In 1862, the Dublin-to-Meath railway line was constructed comprising a branch from Clonsilla to Navan. One hundred years later, Córas Iompair Éireann closed and lifted the line. There is only one functioning line into the middle of the county, that is, the Drogheda to Tara Mines line. Tara Mines is one of the few freight lines operating in the country at present and it takes approximately 40 HGVs off the road every day. The NTA has refused to transform that freight line back into a passenger line stating that due to the journey time from Navan to Dublin via Drogheda, it would not be used, but when one considers the figures I will cite later on, that is debatable.
In 1946, the rail line functioned into County Meath while the population was only 60,000. Now the population of County Meath is 200,000. As a Dublin man, the Minister will be happy to hear that there will be 250,000 of us Meath people living in the country very shortly.
Each morning, more Meath people leave the county to go to work than work in the county. That is the only county in the country where that happens. We have the notoriety of having the highest rate of commuting in the country. Yet Navan is the largest town in the country without a rail line. That has a massive cost for society. It is a major cost on business, it is a major cost on enterprise and it also involves a major cost on families.
For the average family who are commuting from Navan currently, the commute at rush hour takes roughly three hours a day. If one takes that back and forth, it is roughly equivalent to 90 days unpaid work for everybody who is commuting from Navan currently. If one lives in places such as Oldcastle, Athboy or Trim, that daily commute often increases to four hours a day in rush hour - two hours in the morning and two hours back to those places - which is the equivalent of 120 days unpaid work on an annual basis. There is certainly a major cost on business, but the Minister can imagine a mother or father undertaking 720 hours commuting on an annual basis from these towns and how their family life is negatively affected as a result.
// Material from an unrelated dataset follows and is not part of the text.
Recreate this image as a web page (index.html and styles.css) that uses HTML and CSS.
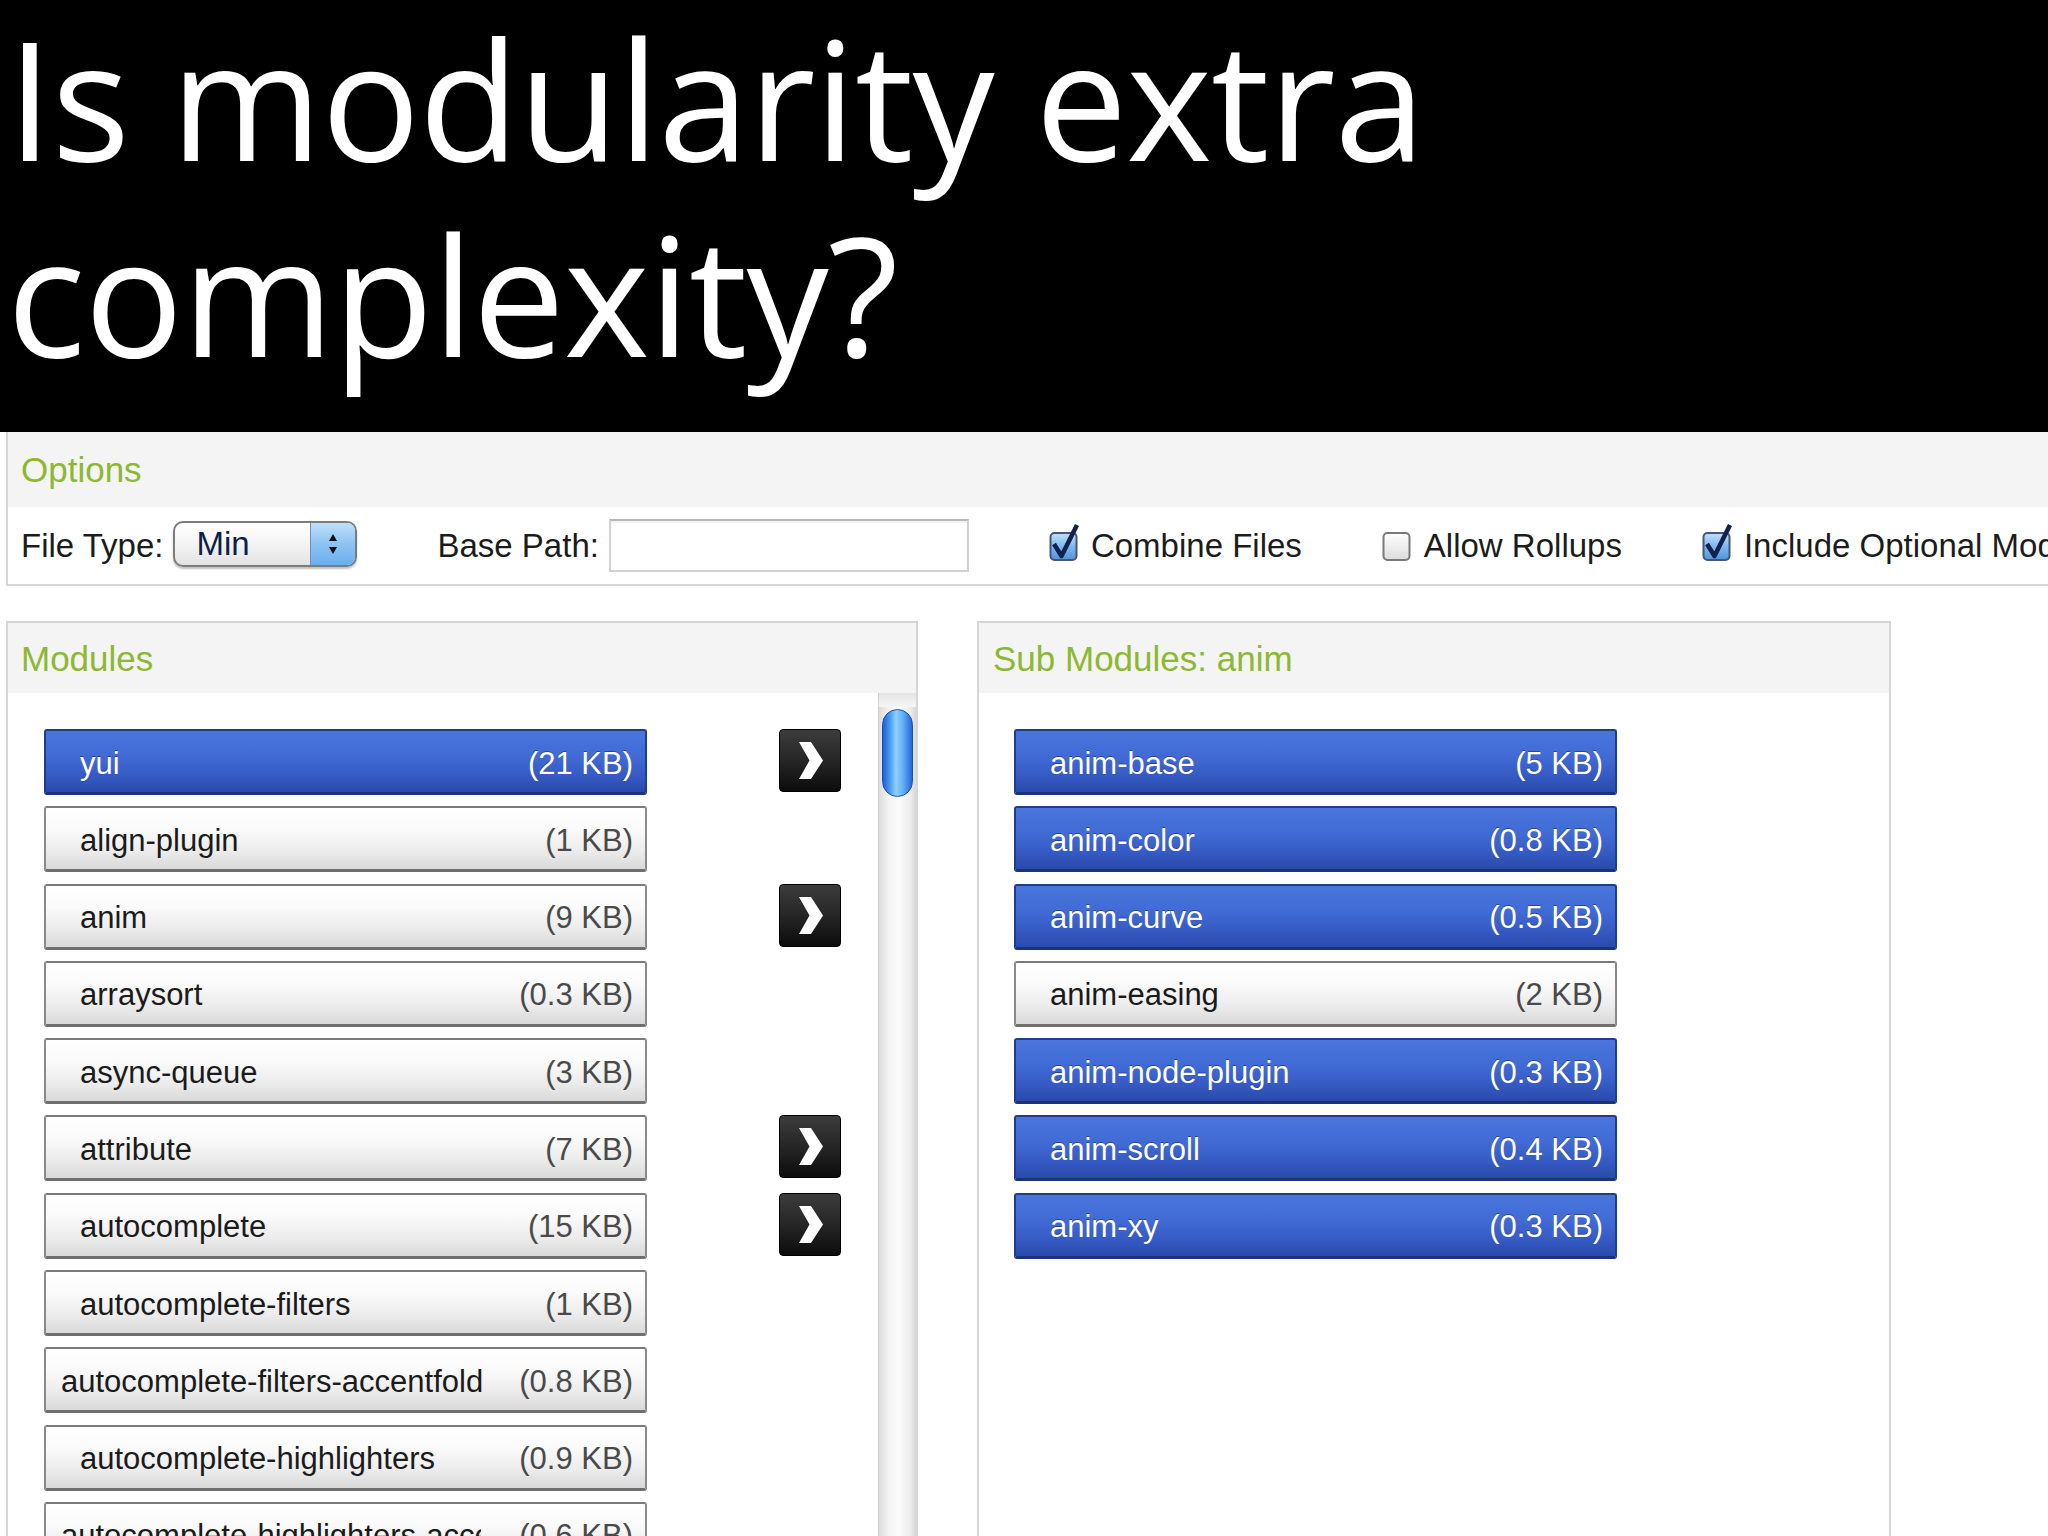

There are also major costs to the families themselves. If one lives in Kells and works in south Dublin, one will pay two tolls a day. This involves a cost of €2,350 a year on tolls for anybody in Kells or Oldcastle working in south Dublin. The average cost of running a car is €4,500 on an annual basis. Private transportation is a significant cost for individuals.
There are also massive environmental costs. This has been brought to the fore today, which is a good development. Ireland faces approximately €600 million worth of fines by 2020 if we do not meet our climate change targets. By 2030, we could face €5.5 billion worth of fines in this country if we do not meet our climate change obligations. There is a trend within transportation, of which the Minister has charge, of an increase of between 10% and 16% in the level of CO2 being emitted before 2020. We are going completely in the wrong direction with regards CO2 emissions in transportation at present. That is not only about polar bears. We are talking about an increase in temperature of between 2.6° to 4.8° Celsius, which will lead to untold environmental damage and deaths.
Industry, business, family, safety, environment and health are being radically damaged at present due to the lack of provision of projects such as the Navan-to-Dublin rail line.